В заключение я бы хотел кратко обсудить динамику нарративного фетишизма, задействованного в той сфере культурного производства, где повествовательное и визуальное удовольствия легко смешиваются, а именно — кино [23]. Приведу пример чрезвычайно успешного фильма Эдгара Райца Heimat («Родина»), который впервые появился на телеэкранах в Германии в 1984 году (в настоящее время Райц работает над продолжением Heimat). Этот фильм важен в силу целого ряда причин, о которых я не имею возможности говорить здесь подробно [24]. Однако в рамках данной статьи особенно интересно отметить, что одним из эффектов фильма (можно лишь предполагать, насколько сознательным было достижение этого эффекта) является попытка сделать слово «Родина» (Heimat) вновь доступным для либидинальных нагрузок в Германии, пусть лишь в качестве элегического знака чего-то безвозвратно утраченного. Подобно исторической дате, о которой шла речь ранее, на протяжении фильма Райца слово «Родина» становится объектом конкурирующих повествований. Слово, или, можно сказать, «мифема», активно фигурирующая в рассказе о социальной маргинализации и последующем уничтожении евреев Европы, становится, так сказать, реоккупированной в ином идеологическом и повествовательном ансамбле, архитектура которого позволила немцам увидеть и почувствовать себя в качестве жертвы, в качестве обездоленных.

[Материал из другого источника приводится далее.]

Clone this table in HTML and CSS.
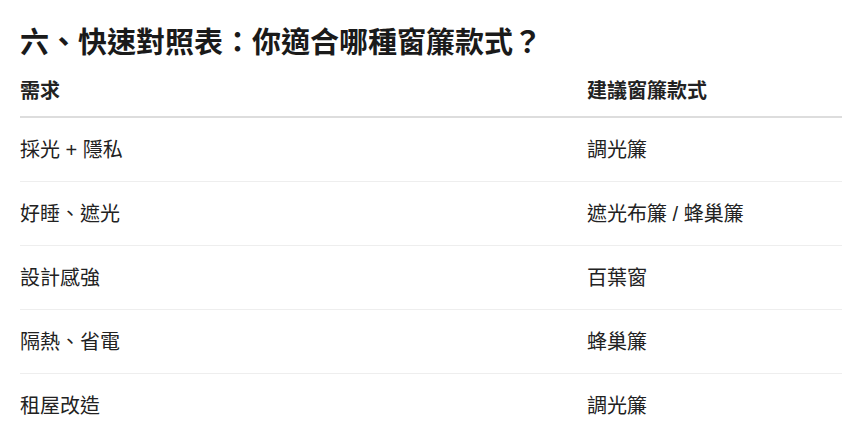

Подобная реоккупация Heimat приобретает дополнительные смыслы, если мы вспомним, что лента задумывалась Райцем как контрфильм по отношению к американскому телефильму «Холокост» (1978). Фильм Райца во многом выступал как стратегия возвращения памяти — и, что более важно, как возобновление наслаждения от рассказывания, от которых немцы вынуждены были отказаться под всеохватывающим воздействием американской культурной индустрии в целом и таких медиапроектов, как «Холокост», в частности. (Райц полемически охарактеризовал эстетику, материализованную «Холокостом», как «настоящий террор» ХХ века [25].) Немцы, по утверждению Райца, вынуждены были отказаться от своих неповторимых, локально обусловленных воспоминаний и опыта под воздействием морального террора зрелищ типа «Холокост» [26]. Сопротивляясь этому террору, работа Райца делала акцент на сохранении частного опыта, местной истории, локальных воспоминаний.

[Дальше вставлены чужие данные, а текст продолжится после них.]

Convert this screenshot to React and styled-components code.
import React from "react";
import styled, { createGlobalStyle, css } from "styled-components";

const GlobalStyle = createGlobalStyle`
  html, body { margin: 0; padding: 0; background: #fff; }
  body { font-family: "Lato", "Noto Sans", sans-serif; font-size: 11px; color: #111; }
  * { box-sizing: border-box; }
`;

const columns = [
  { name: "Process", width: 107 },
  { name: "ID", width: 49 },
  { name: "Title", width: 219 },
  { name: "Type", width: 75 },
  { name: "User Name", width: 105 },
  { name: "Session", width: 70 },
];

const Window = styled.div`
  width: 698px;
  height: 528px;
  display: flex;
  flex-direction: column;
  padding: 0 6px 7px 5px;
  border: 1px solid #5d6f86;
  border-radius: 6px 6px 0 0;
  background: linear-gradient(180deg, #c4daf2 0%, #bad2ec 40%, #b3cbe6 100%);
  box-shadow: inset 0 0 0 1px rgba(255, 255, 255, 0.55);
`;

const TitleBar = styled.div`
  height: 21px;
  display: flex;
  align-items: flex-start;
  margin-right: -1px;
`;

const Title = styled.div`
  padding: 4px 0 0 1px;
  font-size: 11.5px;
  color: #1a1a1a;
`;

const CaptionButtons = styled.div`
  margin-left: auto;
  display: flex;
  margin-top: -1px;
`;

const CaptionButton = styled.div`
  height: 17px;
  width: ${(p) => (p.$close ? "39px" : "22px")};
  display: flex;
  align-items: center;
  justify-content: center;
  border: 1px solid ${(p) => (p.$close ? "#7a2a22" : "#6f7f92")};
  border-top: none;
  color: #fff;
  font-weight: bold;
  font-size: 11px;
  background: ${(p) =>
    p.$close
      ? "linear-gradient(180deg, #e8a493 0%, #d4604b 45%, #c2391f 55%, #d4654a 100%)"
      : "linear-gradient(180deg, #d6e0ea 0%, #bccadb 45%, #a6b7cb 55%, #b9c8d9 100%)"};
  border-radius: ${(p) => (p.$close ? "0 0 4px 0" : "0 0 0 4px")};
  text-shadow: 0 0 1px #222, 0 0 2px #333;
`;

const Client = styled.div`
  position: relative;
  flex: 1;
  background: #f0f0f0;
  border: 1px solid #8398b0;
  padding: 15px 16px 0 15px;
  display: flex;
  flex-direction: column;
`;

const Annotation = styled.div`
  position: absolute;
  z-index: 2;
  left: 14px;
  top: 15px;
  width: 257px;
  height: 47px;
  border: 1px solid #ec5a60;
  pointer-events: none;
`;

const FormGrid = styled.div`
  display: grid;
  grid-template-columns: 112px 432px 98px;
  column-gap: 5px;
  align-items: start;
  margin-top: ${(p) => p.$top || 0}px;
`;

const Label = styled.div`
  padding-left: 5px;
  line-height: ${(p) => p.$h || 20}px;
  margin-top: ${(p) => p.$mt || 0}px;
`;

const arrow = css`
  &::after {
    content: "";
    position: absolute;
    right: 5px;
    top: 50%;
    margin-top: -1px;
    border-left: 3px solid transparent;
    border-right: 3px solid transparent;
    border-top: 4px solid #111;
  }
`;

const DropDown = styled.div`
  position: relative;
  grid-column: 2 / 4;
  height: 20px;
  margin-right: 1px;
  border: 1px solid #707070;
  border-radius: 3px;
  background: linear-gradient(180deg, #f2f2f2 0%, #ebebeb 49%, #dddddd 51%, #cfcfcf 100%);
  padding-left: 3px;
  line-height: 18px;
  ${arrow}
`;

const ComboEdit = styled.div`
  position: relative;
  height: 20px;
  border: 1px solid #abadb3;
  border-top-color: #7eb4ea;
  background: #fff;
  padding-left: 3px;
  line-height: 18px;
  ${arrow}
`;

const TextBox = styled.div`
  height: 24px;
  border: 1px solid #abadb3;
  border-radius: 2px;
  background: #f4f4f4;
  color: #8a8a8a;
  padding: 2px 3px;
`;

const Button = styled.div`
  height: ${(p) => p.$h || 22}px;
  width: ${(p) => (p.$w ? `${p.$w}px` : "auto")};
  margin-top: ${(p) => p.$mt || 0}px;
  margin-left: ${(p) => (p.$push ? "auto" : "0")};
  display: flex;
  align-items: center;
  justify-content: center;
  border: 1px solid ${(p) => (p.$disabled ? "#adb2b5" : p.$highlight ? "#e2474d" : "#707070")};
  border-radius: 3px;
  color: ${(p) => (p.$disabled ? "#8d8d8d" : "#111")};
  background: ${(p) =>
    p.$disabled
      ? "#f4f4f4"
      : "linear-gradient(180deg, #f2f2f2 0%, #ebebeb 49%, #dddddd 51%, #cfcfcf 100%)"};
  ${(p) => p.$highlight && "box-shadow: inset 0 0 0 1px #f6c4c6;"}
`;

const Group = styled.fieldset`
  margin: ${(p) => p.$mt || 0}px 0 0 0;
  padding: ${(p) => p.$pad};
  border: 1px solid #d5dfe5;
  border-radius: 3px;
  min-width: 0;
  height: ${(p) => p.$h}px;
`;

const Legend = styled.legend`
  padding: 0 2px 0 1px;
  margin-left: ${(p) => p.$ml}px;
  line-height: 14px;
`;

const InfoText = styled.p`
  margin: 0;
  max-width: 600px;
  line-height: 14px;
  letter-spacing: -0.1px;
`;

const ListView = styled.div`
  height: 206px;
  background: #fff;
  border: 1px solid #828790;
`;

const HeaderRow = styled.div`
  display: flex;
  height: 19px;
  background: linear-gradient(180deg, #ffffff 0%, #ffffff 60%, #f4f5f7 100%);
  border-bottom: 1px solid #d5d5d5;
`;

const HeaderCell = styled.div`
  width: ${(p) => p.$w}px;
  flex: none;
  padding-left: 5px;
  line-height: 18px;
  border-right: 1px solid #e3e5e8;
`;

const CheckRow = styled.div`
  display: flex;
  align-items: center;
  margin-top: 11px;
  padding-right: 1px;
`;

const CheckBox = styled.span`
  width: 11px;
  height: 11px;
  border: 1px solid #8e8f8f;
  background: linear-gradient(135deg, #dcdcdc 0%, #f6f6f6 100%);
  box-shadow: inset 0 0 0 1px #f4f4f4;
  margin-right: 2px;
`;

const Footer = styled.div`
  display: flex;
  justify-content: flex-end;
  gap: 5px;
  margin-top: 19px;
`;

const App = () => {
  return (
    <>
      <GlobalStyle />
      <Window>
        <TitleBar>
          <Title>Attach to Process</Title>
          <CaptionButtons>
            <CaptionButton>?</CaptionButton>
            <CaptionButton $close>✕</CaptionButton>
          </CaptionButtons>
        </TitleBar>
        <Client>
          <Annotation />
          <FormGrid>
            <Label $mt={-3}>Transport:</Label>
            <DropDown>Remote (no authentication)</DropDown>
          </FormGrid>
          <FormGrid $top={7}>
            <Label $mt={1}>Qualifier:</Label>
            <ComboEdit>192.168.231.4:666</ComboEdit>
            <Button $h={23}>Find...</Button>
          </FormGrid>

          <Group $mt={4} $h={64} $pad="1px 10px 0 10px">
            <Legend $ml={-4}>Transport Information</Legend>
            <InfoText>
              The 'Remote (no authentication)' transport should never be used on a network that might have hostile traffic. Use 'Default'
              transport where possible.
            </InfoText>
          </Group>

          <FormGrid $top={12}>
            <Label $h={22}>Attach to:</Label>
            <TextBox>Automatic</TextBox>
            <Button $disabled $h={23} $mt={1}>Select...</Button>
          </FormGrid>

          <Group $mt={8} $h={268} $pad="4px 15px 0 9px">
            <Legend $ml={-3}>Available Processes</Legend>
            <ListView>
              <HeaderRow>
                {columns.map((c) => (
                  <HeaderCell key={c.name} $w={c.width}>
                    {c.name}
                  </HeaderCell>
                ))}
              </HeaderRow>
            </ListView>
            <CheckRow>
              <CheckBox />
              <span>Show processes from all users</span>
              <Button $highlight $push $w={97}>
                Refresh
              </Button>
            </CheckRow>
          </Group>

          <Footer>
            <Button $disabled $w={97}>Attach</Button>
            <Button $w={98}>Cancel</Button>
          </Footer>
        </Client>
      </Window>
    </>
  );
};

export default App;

У наших людей есть тысячи рассказов, которые стоят того, чтобы о них снимали фильмы; эти рассказы основаны на раздражающе детальном опыте жизни, но не связаны напрямую с попытками дать новую оценку или новую интерпретацию общей истории. Однако, взятые в совокупности, эти рассказы в состоянии восполнить данный пробел. Нельзя оказываться в стороне от попыток воспринимать нашу собственную жизнь всерьез… Авторы всего мира стараются вернуть себе право собственности на свою собственную историю и, таким образом, право собственности на историю группы людей, к которой они принадлежат. Часто они обнаруживают, что их история вырвана из их собственных рук. Лишение личности его/ее собственной истории является наиболее серьезным актом экспроприации. Американцы лишили нас нашей истории с помощью «Холокоста» [27].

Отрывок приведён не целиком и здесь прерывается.